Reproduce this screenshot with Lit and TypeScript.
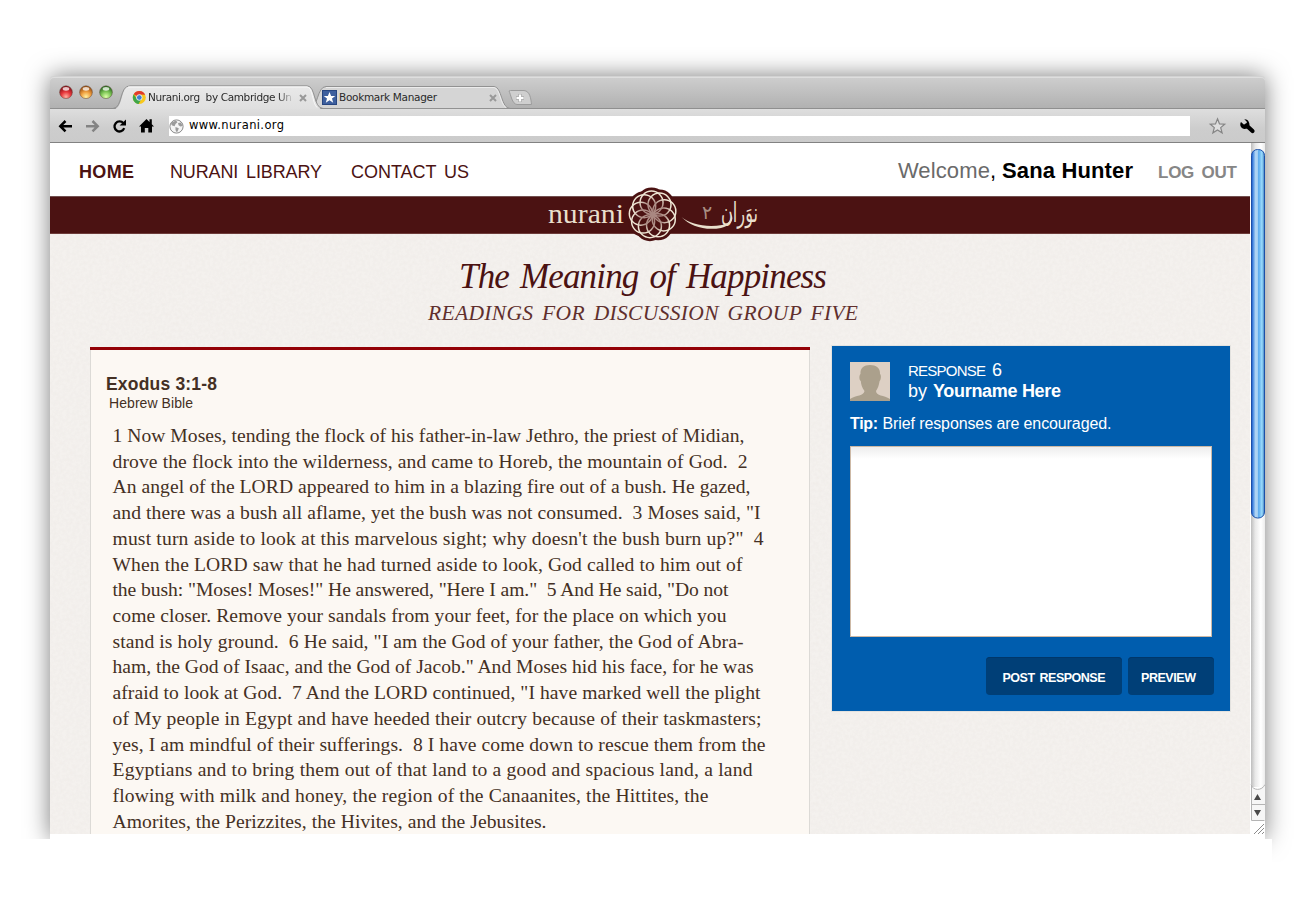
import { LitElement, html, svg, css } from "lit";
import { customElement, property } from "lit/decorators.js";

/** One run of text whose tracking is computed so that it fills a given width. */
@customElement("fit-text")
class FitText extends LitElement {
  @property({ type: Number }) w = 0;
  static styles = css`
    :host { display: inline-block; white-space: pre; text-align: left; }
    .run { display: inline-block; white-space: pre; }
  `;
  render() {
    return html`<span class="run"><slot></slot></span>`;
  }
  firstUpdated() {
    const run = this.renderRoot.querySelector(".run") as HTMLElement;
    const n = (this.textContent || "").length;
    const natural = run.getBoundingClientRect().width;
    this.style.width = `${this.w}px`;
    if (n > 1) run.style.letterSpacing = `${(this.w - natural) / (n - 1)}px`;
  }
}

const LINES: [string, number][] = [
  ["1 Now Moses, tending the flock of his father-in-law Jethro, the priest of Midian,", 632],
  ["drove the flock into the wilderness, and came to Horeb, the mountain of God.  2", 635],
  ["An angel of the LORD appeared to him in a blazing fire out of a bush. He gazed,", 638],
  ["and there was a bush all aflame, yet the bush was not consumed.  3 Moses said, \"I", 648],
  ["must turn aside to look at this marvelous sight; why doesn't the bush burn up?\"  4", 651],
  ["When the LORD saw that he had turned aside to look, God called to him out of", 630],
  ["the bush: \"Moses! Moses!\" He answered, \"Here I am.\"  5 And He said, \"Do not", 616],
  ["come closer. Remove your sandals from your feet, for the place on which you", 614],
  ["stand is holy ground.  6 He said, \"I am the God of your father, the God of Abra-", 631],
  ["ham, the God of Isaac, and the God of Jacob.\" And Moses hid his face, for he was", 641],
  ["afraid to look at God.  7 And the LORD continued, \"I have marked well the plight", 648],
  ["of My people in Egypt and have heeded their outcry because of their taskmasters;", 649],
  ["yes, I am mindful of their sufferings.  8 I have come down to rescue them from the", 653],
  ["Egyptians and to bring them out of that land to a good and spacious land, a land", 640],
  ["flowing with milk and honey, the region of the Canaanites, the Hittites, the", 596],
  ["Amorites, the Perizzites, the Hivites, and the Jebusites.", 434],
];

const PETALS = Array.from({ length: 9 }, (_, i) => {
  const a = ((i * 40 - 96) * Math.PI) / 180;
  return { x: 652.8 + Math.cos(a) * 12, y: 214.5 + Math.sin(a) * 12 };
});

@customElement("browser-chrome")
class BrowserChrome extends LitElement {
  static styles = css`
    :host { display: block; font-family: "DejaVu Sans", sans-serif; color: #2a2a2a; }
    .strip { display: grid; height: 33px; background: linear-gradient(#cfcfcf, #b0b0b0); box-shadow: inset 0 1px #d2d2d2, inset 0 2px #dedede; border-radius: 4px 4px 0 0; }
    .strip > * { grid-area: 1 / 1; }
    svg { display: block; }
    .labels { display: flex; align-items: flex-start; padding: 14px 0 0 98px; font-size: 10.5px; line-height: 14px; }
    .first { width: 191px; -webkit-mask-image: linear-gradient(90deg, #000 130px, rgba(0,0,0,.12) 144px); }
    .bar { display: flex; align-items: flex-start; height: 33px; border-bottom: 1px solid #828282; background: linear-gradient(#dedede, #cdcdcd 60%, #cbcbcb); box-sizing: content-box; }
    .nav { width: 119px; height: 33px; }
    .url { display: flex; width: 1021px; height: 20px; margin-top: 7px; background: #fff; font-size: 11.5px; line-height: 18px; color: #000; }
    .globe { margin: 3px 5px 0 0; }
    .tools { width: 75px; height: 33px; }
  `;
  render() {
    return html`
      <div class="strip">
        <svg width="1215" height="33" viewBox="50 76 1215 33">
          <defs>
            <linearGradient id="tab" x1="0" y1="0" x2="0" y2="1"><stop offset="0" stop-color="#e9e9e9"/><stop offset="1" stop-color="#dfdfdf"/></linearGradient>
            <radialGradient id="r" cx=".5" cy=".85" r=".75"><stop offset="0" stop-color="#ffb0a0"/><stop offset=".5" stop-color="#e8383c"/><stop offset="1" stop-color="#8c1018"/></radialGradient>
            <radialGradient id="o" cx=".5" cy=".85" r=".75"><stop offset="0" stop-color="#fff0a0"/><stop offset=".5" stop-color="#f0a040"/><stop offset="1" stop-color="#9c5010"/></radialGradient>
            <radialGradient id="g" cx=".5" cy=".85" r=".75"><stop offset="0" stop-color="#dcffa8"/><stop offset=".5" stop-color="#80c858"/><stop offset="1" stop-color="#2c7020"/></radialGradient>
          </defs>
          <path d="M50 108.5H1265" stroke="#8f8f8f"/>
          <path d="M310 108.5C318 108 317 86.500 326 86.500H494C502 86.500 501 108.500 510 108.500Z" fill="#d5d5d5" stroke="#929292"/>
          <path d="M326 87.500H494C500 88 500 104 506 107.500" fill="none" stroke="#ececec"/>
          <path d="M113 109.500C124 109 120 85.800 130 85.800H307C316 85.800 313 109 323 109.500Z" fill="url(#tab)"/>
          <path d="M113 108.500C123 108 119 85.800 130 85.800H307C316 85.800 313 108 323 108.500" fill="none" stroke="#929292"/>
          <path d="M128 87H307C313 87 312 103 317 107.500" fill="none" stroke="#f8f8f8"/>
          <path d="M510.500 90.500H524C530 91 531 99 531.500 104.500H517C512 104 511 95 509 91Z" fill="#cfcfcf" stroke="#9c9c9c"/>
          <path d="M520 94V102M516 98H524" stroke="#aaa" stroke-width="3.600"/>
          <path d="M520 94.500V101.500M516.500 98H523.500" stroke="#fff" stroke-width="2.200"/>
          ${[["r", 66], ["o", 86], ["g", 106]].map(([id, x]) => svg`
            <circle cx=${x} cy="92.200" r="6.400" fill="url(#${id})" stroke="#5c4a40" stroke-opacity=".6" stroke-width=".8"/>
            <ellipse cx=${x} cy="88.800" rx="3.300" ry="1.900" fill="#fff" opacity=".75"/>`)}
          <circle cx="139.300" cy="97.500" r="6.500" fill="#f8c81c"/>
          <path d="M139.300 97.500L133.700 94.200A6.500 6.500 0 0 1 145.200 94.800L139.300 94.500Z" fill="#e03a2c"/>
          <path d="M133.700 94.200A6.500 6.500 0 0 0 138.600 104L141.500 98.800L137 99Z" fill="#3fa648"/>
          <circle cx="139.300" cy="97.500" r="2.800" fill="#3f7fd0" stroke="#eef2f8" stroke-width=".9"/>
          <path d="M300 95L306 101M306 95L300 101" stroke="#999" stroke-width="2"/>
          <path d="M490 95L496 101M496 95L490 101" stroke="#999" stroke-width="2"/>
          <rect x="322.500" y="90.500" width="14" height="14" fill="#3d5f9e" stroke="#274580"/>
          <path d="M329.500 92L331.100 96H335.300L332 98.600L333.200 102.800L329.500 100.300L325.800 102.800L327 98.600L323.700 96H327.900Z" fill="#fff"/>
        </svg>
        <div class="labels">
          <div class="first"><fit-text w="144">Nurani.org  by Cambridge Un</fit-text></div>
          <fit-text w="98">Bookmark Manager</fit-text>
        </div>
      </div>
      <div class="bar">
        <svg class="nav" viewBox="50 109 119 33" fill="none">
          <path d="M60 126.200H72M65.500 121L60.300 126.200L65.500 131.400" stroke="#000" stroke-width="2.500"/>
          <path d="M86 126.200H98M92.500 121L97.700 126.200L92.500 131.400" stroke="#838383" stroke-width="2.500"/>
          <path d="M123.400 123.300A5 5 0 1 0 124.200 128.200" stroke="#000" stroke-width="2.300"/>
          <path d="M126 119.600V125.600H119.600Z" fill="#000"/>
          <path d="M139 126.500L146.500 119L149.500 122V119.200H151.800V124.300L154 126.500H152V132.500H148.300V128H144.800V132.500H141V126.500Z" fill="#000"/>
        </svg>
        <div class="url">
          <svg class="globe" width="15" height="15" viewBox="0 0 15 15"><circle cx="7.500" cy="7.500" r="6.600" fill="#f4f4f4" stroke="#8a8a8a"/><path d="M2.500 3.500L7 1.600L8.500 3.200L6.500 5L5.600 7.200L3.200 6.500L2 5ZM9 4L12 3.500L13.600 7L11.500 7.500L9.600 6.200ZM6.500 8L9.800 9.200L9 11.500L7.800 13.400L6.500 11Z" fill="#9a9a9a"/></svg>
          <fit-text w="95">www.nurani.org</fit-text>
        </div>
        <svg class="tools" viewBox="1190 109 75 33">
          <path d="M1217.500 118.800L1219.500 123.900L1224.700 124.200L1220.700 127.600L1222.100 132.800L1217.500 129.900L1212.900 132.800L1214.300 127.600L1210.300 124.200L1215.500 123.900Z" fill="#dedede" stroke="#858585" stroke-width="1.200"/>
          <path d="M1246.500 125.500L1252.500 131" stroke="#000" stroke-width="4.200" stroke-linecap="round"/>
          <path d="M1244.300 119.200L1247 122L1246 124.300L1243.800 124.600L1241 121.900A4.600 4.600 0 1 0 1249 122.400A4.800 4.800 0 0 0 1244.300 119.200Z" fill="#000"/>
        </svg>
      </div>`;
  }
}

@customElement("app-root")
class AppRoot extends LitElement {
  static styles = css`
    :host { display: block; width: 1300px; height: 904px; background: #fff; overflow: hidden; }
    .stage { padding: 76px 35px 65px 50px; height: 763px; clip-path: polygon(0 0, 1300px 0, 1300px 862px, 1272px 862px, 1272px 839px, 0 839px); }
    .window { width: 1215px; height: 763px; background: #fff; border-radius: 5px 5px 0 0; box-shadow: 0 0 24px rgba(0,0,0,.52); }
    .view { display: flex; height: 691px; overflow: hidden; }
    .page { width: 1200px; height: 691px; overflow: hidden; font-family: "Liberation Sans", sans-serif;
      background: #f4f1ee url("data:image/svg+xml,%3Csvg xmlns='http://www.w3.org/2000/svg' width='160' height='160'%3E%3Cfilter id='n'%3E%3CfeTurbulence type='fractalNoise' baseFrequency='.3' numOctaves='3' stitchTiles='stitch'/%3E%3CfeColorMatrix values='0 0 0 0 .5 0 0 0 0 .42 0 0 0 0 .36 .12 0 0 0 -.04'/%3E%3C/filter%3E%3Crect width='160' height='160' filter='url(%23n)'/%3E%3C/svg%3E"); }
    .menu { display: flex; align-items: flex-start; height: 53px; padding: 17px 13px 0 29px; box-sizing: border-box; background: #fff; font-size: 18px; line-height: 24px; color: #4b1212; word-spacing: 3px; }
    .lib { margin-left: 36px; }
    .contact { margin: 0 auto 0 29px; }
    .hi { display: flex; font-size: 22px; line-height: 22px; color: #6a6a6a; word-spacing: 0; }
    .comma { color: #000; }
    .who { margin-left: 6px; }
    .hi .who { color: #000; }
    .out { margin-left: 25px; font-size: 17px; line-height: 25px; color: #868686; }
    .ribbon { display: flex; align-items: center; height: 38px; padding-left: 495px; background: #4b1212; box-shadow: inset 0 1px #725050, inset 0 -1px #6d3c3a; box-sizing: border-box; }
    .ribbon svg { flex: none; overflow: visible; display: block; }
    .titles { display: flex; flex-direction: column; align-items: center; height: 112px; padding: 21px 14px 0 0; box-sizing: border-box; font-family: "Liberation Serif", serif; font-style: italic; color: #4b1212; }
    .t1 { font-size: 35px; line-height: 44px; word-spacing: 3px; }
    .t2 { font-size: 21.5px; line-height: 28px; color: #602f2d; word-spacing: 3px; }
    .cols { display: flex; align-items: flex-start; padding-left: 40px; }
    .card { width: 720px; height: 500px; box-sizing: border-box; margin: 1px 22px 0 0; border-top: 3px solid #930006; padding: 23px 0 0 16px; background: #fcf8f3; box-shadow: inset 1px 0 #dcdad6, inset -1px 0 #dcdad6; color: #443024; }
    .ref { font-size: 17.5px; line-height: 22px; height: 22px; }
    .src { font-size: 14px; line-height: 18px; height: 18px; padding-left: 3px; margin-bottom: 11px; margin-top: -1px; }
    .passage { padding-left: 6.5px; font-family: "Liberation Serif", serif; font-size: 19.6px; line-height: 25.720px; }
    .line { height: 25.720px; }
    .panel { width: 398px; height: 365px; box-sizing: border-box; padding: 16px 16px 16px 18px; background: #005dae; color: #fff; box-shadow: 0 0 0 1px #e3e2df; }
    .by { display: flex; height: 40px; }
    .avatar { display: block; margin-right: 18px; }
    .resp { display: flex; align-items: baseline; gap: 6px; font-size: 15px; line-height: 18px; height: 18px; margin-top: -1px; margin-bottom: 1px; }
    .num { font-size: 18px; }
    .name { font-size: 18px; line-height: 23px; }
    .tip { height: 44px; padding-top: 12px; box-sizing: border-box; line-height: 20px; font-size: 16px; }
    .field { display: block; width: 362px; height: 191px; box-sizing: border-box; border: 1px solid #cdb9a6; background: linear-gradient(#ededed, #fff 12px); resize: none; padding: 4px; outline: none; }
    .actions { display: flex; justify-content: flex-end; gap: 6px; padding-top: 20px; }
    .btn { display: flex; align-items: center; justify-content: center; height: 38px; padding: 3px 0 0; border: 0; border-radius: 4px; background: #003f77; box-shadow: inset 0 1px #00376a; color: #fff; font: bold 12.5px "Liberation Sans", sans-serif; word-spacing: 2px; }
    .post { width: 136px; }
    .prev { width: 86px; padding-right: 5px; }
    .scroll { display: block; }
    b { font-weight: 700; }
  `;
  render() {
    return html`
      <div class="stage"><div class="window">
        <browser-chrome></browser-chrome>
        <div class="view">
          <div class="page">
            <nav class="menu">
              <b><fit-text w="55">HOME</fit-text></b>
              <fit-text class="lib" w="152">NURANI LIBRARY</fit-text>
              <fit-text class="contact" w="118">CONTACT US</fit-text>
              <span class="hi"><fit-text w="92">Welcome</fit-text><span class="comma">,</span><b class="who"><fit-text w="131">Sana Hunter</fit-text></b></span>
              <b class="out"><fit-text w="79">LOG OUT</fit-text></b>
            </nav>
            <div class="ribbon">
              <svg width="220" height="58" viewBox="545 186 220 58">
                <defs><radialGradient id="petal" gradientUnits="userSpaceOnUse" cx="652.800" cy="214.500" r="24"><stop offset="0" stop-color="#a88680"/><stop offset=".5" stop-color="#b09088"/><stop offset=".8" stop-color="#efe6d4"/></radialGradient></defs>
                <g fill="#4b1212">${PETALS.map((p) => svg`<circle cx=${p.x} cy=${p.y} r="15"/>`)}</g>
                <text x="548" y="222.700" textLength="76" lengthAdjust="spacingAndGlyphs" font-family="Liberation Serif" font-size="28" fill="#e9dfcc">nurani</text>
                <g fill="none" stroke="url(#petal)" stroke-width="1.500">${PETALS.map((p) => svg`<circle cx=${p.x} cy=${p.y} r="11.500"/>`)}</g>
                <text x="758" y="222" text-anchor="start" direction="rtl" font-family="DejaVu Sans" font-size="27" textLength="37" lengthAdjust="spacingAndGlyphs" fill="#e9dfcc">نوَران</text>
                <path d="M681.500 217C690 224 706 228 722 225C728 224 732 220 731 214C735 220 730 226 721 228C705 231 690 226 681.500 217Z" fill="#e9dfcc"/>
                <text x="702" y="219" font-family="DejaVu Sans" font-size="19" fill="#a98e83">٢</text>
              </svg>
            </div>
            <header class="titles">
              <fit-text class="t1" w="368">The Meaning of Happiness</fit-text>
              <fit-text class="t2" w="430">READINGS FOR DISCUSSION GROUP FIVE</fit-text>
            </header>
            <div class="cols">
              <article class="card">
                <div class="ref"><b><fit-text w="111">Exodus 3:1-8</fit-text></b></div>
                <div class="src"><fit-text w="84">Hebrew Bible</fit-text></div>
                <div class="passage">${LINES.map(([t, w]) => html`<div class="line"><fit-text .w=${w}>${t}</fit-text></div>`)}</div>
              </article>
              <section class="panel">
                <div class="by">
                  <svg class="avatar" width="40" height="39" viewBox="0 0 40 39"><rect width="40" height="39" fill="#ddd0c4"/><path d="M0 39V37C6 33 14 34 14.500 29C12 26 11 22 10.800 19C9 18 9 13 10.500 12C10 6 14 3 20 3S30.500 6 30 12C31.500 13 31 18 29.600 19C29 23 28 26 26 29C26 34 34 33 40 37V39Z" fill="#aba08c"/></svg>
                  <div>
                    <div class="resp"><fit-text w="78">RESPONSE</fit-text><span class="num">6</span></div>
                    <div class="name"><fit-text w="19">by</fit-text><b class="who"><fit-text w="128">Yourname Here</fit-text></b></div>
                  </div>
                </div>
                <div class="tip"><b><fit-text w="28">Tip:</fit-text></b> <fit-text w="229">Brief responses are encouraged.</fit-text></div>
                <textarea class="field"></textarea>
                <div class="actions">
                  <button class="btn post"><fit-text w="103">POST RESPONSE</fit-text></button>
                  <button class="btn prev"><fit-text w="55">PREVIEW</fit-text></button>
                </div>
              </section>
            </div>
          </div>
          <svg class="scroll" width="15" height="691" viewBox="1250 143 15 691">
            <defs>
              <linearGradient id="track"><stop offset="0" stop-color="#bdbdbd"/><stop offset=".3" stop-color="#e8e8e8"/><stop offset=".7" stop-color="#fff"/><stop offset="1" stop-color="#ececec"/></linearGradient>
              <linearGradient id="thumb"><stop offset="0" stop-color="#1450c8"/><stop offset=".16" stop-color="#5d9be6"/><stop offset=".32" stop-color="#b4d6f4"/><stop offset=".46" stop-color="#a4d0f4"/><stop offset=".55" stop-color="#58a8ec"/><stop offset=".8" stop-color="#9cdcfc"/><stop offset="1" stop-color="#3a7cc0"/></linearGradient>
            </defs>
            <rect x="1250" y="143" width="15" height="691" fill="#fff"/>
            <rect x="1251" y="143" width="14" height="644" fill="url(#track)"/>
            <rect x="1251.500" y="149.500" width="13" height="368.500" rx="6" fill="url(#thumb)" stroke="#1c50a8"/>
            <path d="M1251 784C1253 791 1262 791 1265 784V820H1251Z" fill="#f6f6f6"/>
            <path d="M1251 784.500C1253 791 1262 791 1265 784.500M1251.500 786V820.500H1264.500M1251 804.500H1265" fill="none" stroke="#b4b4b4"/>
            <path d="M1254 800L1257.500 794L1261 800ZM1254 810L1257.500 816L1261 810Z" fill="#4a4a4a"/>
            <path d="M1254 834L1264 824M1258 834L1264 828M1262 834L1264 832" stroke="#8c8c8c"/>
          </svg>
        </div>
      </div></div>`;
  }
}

+-------+

→ The problem: In the listing above, how many lines hold the word "this"? Give the number and nothing more.

→ Response to the exercise: 6